Request: Reply with the count of lines holding "styles", nothing more.

Material for the task:

━━━━━━━━━━━━━━━━━━━━━━━━━━━━━━

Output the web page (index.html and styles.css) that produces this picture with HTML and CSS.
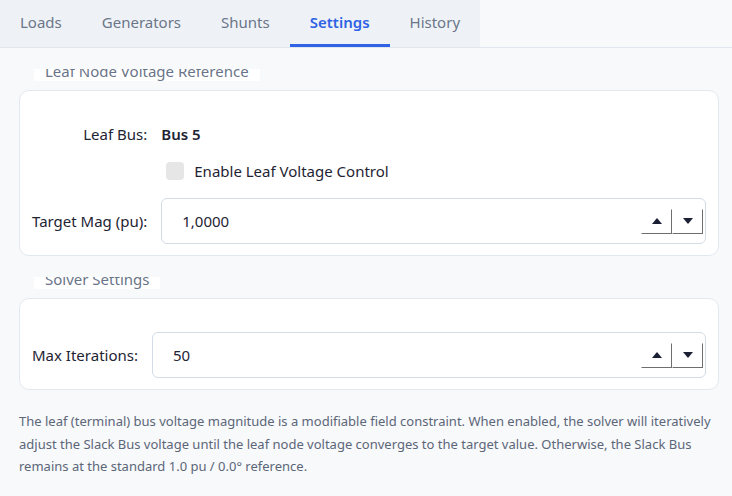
FILE: index.html
```html
<!DOCTYPE html>
<html lang="en">
<head>
    <meta charset="UTF-8">
    <title>Settings</title>
    <link rel="stylesheet" href="styles.css">
</head>
<body>
<div class="tabs-bar">
    <nav class="tabs">
        <a class="tab">Loads</a>
        <a class="tab">Generators</a>
        <a class="tab">Shunts</a>
        <a class="tab current">Settings</a>
        <a class="tab">History</a>
    </nav>
</div>

<div class="content">
    <section class="group">
        <div class="legend"><span>Leaf Node Voltage Reference</span></div>
        <div class="card">
            <div class="form-grid">
                <span class="label">Leaf Bus:</span>
                <strong class="value">Bus 5</strong>

                <span></span>
                <label class="check"><span class="box"></span>Enable Leaf Voltage Control</label>

                <span class="label">Target Mag (pu):</span>
                <div class="num-input">
                    <span class="num">1,0000</span>
                    <div class="spin">
                        <span class="btn"><svg width="10" height="6" viewBox="0 0 10 6"><polygon points="5,0 10,6 0,6"/></svg></span>
                        <span class="btn"><svg width="10" height="6" viewBox="0 0 10 6"><polygon points="0,0 10,0 5,6"/></svg></span>
                    </div>
                </div>
            </div>
        </div>
    </section>

    <section class="group">
        <div class="legend"><span>Solver Settings</span></div>
        <div class="card">
            <div class="form-grid">
                <span class="label">Max Iterations:</span>
                <div class="num-input">
                    <span class="num">50</span>
                    <div class="spin">
                        <span class="btn"><svg width="10" height="6" viewBox="0 0 10 6"><polygon points="5,0 10,6 0,6"/></svg></span>
                        <span class="btn"><svg width="10" height="6" viewBox="0 0 10 6"><polygon points="0,0 10,0 5,6"/></svg></span>
                    </div>
                </div>
            </div>
        </div>
    </section>

    <p class="note">The leaf (terminal) bus voltage magnitude is a modifiable field constraint. When enabled, the solver will iteratively adjust the Slack Bus voltage until the leaf node voltage converges to the target value. Otherwise, the Slack Bus remains at the standard 1.0 pu / 0.0° reference.</p>
</div>
</body>
</html>
```

FILE: styles.css
```css
*{
    margin: 0;
    padding: 0;
    box-sizing: border-box;
}
body{
    background-color: #f7f9fb;
    font-family: "Noto Sans", "Open Sans", sans-serif;
    color: #1e2433;
    width: 732px;
    height: 496px;
    overflow: hidden;
}
/* 顶部标签栏 */
.tabs-bar{
    border-bottom: 1px solid #e1e7ef;
}
.tabs{
    display: inline-flex;
    background-color: #eef2f7;
    height: 47px;
}
.tab{
    display: flex;
    align-items: center;
    padding: 0 20px;
    font-size: 15px;
    color: #6b7689;
    border-bottom: 3px solid transparent;
}
.tab.current{
    color: #2f62e4;
    font-weight: 600;
    border-bottom-color: #2f62e4;
}

.content{
    padding: 21px 13px 0 19px;
}
.group{
    display: flex;
    flex-direction: column;
    margin-bottom: 21px;
}
/* 图例只露出下半截，和原图一样 */
.legend{
    align-self: flex-start;
    margin-left: 15px;
    height: 12px;
    line-height: 4px;
    overflow: hidden;
    background-color: #ffffff;
    padding: 0 11px;
    font-size: 15px;
    color: #6a7488;
}
.card{
    margin-top: 9px;
    background-color: #ffffff;
    border: 1px solid #e2e8f0;
    border-radius: 10px;
    padding: 33px 12px 11px 12px;
}
.form-grid{
    display: grid;
    grid-template-columns: auto 1fr;
    column-gap: 14px;
    row-gap: 17px;
    align-items: center;
}
.label{
    text-align: right;
    font-size: 15px;
}
.value{
    font-size: 15px;
    font-weight: 600;
}
.check{
    display: flex;
    align-items: center;
    font-size: 15px;
}
.check .box{
    width: 18px;
    height: 18px;
    margin: 0 10px 0 5px;
    background-color: #e6e6e6;
    border-radius: 4px;
}
.num-input{
    display: flex;
    align-items: center;
    justify-content: space-between;
    height: 46px;
    border: 1px solid #d3dbe6;
    border-radius: 6px;
    padding: 0 2px 0 20px;
    font-size: 15px;
}
.spin{
    display: flex;
}
.spin .btn{
    display: flex;
    align-items: center;
    justify-content: center;
    width: 31px;
    height: 25px;
    border: 1px solid;
    border-color: #ffffff #6e6e6e #6e6e6e #ffffff;
}
.spin svg{
    fill: #1b1f33;
}
.note{
    font-size: 13px;
    line-height: 22.5px;
    color: #5c6678;
    margin-top: -1px;
}
```
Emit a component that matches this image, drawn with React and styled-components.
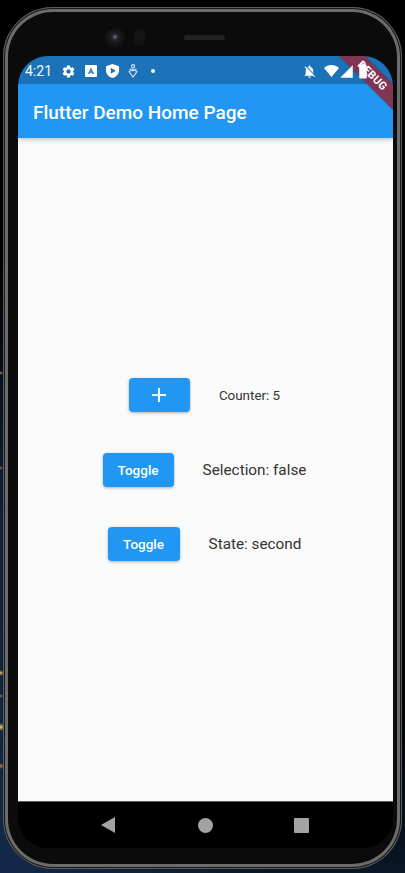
import React from "react";
import styled, { createGlobalStyle } from "styled-components";
import {
  MdSettings,
  MdNotificationsOff,
  MdSignalCellular4Bar,
  MdBatteryFull,
} from "react-icons/md";

const GlobalStyle = createGlobalStyle`
  html, body {
    margin: 0;
    padding: 0;
    background: #000;
  }
  * {
    box-sizing: border-box;
  }
`;

function App() {
  return (
    <>
      <GlobalStyle />
      <Page>
        <Phone>
          <SensorBar>
            <Camera />
            <Proximity />
            <Speaker />
          </SensorBar>
          <Screen>
            <StatusBar>
              <Time>4:21</Time>
              <StatusLeft>
                <MdSettings size={15} />
                <AppTile />
                <ShieldIcon />
                <RibbonIcon />
                <Dot />
              </StatusLeft>
              <StatusRight>
                <MdNotificationsOff size={15} />
                <WifiIcon />
                <SignalSlot>
                  <MdSignalCellular4Bar size={15} />
                </SignalSlot>
                <BatterySlot>
                  <MdBatteryFull size={18} />
                </BatterySlot>
              </StatusRight>
            </StatusBar>
            <DebugBanner>DEBUG</DebugBanner>
            <AppBar>
              <Title>Flutter Demo Home Page</Title>
            </AppBar>
            <Body>
              <Row>
                <ActionButton $width={61} aria-label="Increment">
                  <PlusIcon />
                </ActionButton>
                <SmallLabel>Counter: 5</SmallLabel>
              </Row>
              <Row>
                <ActionButton $width={71}>Toggle</ActionButton>
                <Label>Selection: false</Label>
              </Row>
              <Row>
                <ActionButton $width={72}>Toggle</ActionButton>
                <Label>State: second</Label>
              </Row>
            </Body>
            <NavBar>
              <BackGlyph width="15" height="16" viewBox="0 0 15 16">
                <path fill="#a3a3a3" d="M14 0v16L0 8z" />
              </BackGlyph>
              <HomeIcon />
              <RecentsIcon />
            </NavBar>
          </Screen>
        </Phone>
      </Page>
    </>
  );
}

const AppTile = () => (
  <svg width="12" height="12" viewBox="0 0 12 12">
    <path
      fill="#fff"
      fillRule="evenodd"
      d="M1 0h10a1 1 0 0 1 1 1v10a1 1 0 0 1-1 1H1a1 1 0 0 1-1-1V1a1 1 0 0 1 1-1zM6 2.4 3 9h1.5l.5-1.2h2L7.5 9H9L6 2.4zM6 5l.6 1.6H5.4L6 5z"
    />
  </svg>
);

const ShieldIcon = () => (
  <svg width="13" height="14" viewBox="0 0 13 14">
    <path
      fill="#fff"
      fillRule="evenodd"
      d="M6.5 0 13 2.2v4.2c0 3.4-2.6 6.4-6.5 7.6C2.6 12.8 0 9.8 0 6.4V2.2L6.5 0zM4.8 3.8v6l5-3-5-3z"
    />
  </svg>
);

const RibbonIcon = () => (
  <svg width="10" height="14" viewBox="0 0 10 14" fill="none" stroke="#dfe9f3" strokeWidth="1.1">
    <circle cx="5" cy="2.2" r="1.6" />
    <path d="M1.3 5.2h7.4M1 7.5 5 13l4-5.5C8 6.2 2 6.2 1 7.5z" />
  </svg>
);

const WifiIcon = () => (
  <svg width="15" height="12" viewBox="0 0 15 12">
    <path fill="#fff" d="M7.5 12 0 3C2 1.2 4.6 0 7.5 0S13 1.2 15 3L7.5 12z" />
  </svg>
);

const PlusIcon = () => (
  <svg width="14" height="14" viewBox="0 0 14 14">
    <path fill="#fff" d="M6 0h2v6h6v2H8v6H6V8H0V6h6z" />
  </svg>
);

const BackGlyph = styled("svg")`
  margin-left: -1px;
`;

const HomeIcon = styled("span")`
  width: 15px;
  height: 15px;
  border-radius: 50%;
  background: #a3a3a3;
`;

const RecentsIcon = styled("span")`
  width: 15px;
  height: 15px;
  border-radius: 1px;
  background: #a3a3a3;
`;

const Page = styled("div")`
  width: 405px;
  height: 873px;
  overflow: hidden;
  padding: 7px 3px 4px;
  background:
    radial-gradient(circle at 1px 373px, #c98a3a 0, transparent 2px),
    radial-gradient(circle at 1px 468px, #a8683a 0, transparent 2px),
    radial-gradient(circle at 1px 673px, #f0b84a 0, transparent 3px),
    radial-gradient(circle at 1px 696px, #9a7a4a 0, transparent 2px),
    radial-gradient(circle at 1px 727px, #ffcf5e 0, transparent 4px),
    radial-gradient(circle at 1px 766px, #c9772f 0, transparent 3px),
    radial-gradient(ellipse 260px 620px at 0 873px, #12294a 0, #0e2038 60%, transparent 100%),
    linear-gradient(180deg, #000 80%, #0a1626 100%);
`;

const Phone = styled("div")`
  height: 862px;
  padding: 1px 9px 13px 15px;
  border-radius: 50px;
  background: #0b0b0b;
  box-shadow:
    inset 0 0 0 1px #5e5e5e,
    inset 0 0 0 2px #161616,
    inset 0 0 0 5px #6c6c6c;
`;

const SensorBar = styled("div")`
  height: 48px;
  display: flex;
  align-items: center;
  padding: 11px 0 0 87px;
`;

const Camera = styled("div")`
  width: 20px;
  height: 20px;
  border-radius: 50%;
  background: radial-gradient(circle at 50% 45%, #7a8088 0, #23252a 18%, #141517 45%, #0d0d0e 100%);
`;

const Proximity = styled("div")`
  width: 11px;
  height: 17px;
  margin-left: 9px;
  border-radius: 6px;
  background: #131314;
`;

const Speaker = styled("div")`
  width: 41px;
  height: 5px;
  margin-left: 39px;
  border-radius: 2px;
  background: #222;
`;

const Screen = styled("div")`
  position: relative;
  width: 375px;
  height: 792px;
  display: flex;
  flex-direction: column;
  overflow: hidden;
  border-radius: 30px;
  background: #000;
  font-family: Roboto, "Liberation Sans", sans-serif;
`;

const StatusBar = styled("div")`
  height: 28px;
  flex: none;
  display: flex;
  align-items: center;
  padding: 2px 21px 0 7px;
  background: #1c72b8;
  color: #fff;
`;

const Time = styled("span")`
  font-size: 14px;
  color: #f2f6fa;
`;

const StatusLeft = styled("div")`
  display: flex;
  align-items: center;
  gap: 9px;
  margin-left: 9px;

  svg {
    display: block;
  }
`;

const Dot = styled("span")`
  width: 4px;
  height: 4px;
  margin-left: 4px;
  border-radius: 50%;
  background: #fff;
`;

// the system icons sit on top of the debug ribbon
const StatusRight = styled("div")`
  position: relative;
  z-index: 2;
  display: flex;
  align-items: center;
  margin-left: auto;
  gap: 2px;

  svg {
    display: block;
  }

  > svg:first-child {
    margin-right: 5px;
  }
`;

const SignalSlot = styled("span")`
  margin-left: -2px;
`;

const BatterySlot = styled("span")`
  margin-left: -2px;
`;

const DebugBanner = styled("div")`
  position: absolute;
  top: 11px;
  left: 294px;
  z-index: 1;
  width: 120px;
  height: 18px;
  transform: rotate(45deg);
  background: #7f3553;
  box-shadow: 0 0 2px rgba(0, 0, 0, 0.3);
  color: #fff;
  font-size: 11px;
  font-weight: 700;
  line-height: 18px;
  text-align: center;
  letter-spacing: 0.3px;
`;

const AppBar = styled("div")`
  position: relative;
  height: 54px;
  flex: none;
  display: flex;
  align-items: center;
  padding: 2px 15px 0;
  background: #2196f3;
  box-shadow: 0 2px 4px rgba(0, 0, 0, 0.2);
`;

const Title = styled("h1")`
  margin: 0;
  font-size: 19px;
  font-weight: 500;
  color: #fff;
`;

const Body = styled("div")`
  flex: 1;
  display: flex;
  flex-direction: column;
  align-items: center;
  justify-content: center;
  gap: 40.5px;
  padding-right: 2px;
  background: #fafafa;
`;

const Row = styled("div")`
  display: flex;
  align-items: center;
  gap: 29px;
`;

const ActionButton = styled("button")`
  width: ${props => props.$width}px;
  height: 34px;
  display: flex;
  align-items: center;
  justify-content: center;
  padding: 0;
  border: 0;
  border-radius: 4px;
  background: #2196f3;
  box-shadow: 0 1px 3px rgba(0, 0, 0, 0.3);
  color: #fff;
  font-family: inherit;
  font-size: 13.5px;
  font-weight: 500;
`;

const SmallLabel = styled("span")`
  font-size: 13.4px;
  color: #333;
`;

const Label = styled("span")`
  font-size: 15.3px;
  color: #333;
`;

const NavBar = styled("div")`
  height: 47px;
  flex: none;
  display: grid;
  grid-template-columns: 15px 15px 15px;
  justify-content: center;
  align-items: center;
  column-gap: 81px;
  border-top: 1px solid #5a5a5a;
  background: #000;
`;

export default App;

━━━━━━━━━━━━━━━━━━━━━━━━━━━━━━

Response to this task: 3